Either for the purpose of optimal control or otherwise, it is important to mimic human movements and is a subject of research in social robotics in particular [61]. Specific to human gaze and eye movement, it is possible to control a pair of mechanical pan/tilt system even though the underlying configuration spaces of the human eye and the mechanical pan/tilt system are different¹⁹. In spite of the difference, the part of the two configuration spaces, that control the gaze/pointing direction can be identified and controlled (as depicted in Fig. 12). The main point is that the controller T_FG for the mechanical system does not have to be recomputed but instead it can be generated from the control input to the human eye, by a suitable dynamic feedback (64), called the \(\dot {\phi }_{\mathbf {3}}\)-generator.

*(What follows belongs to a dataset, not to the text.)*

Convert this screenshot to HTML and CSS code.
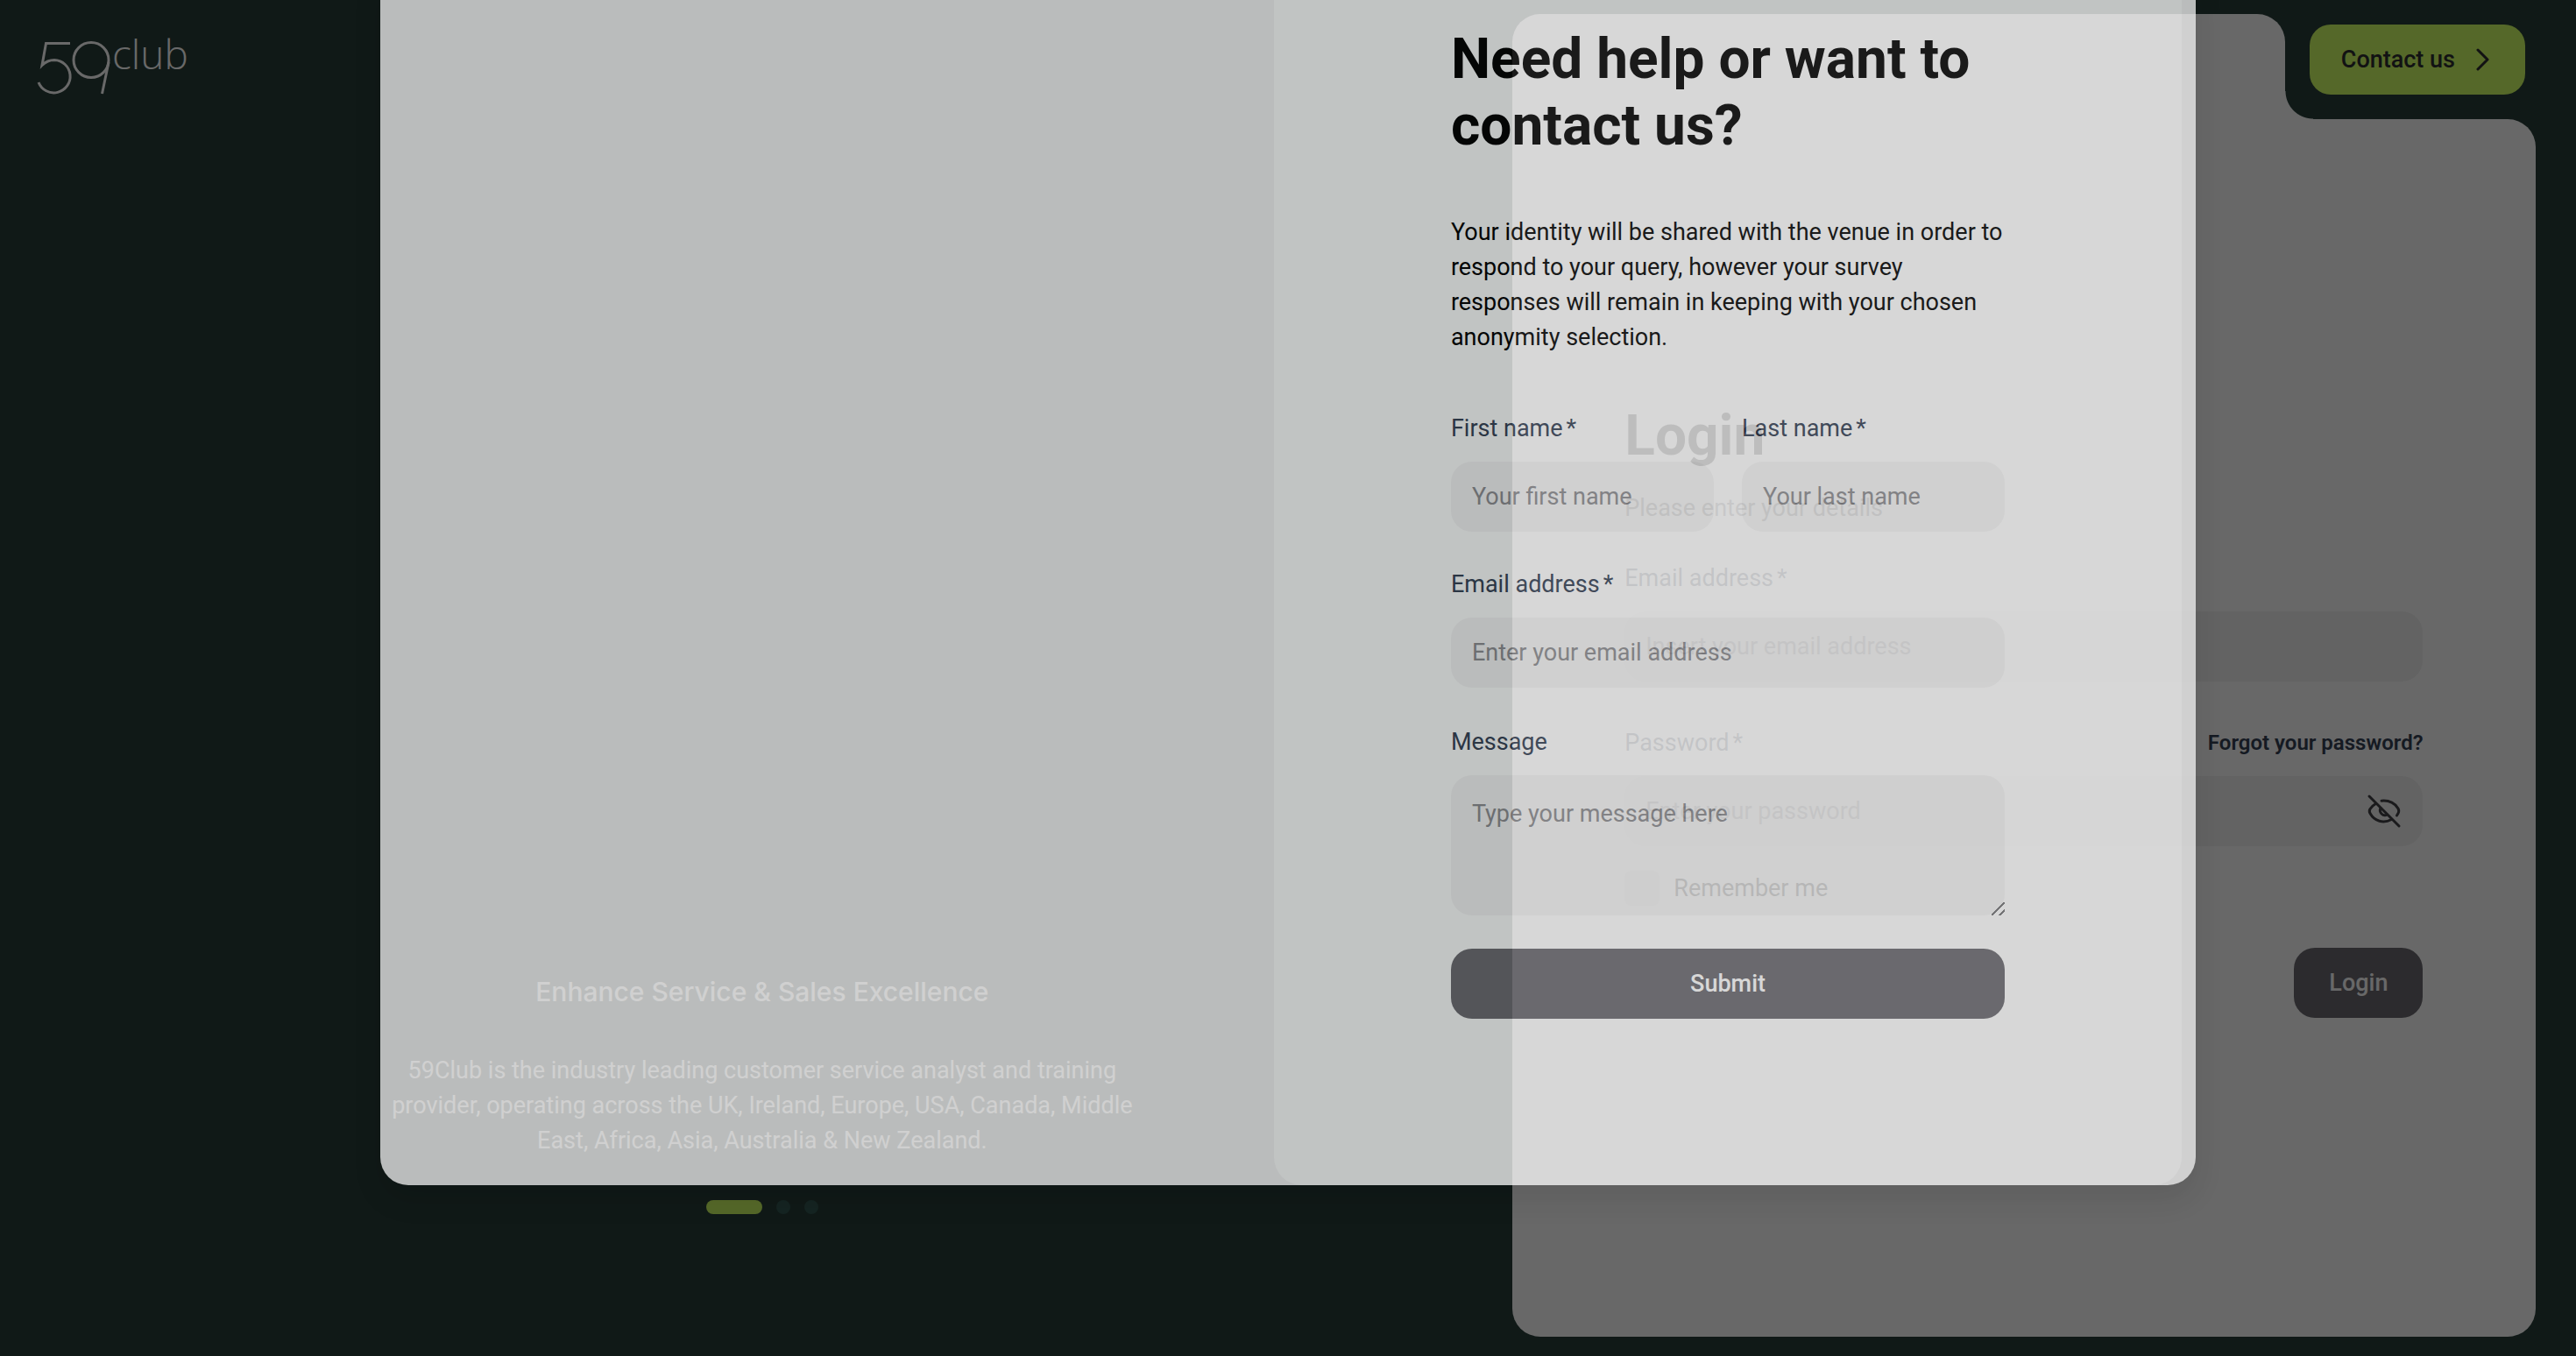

When the axes of the eye movement are restricted to the Listing’s plane, the feedback structure can be simplified to a static feedback (65) and the implementation details are shown in Fig. 13.

10 Conclusion

This paper has revisited the optimal binocular gaze control problem recently introduced in the Riemannian setting by the authors. It is shown that the optimal control function can be approximated by a pyramid based interpolation scheme, hence does not need to be solved in real time. Some level of discretization for the final target point will be allowed. The paper also introduces a new Biomimetic pan-tilt rotation control, where a pair of mechanical eyes are tasked to follow the human binocular gaze trajectory. The paper shows that if the optimal control to the human binocular system is known, the same can be used with a mechanical pair of eyes, with an appropriate nonlinear static feedback.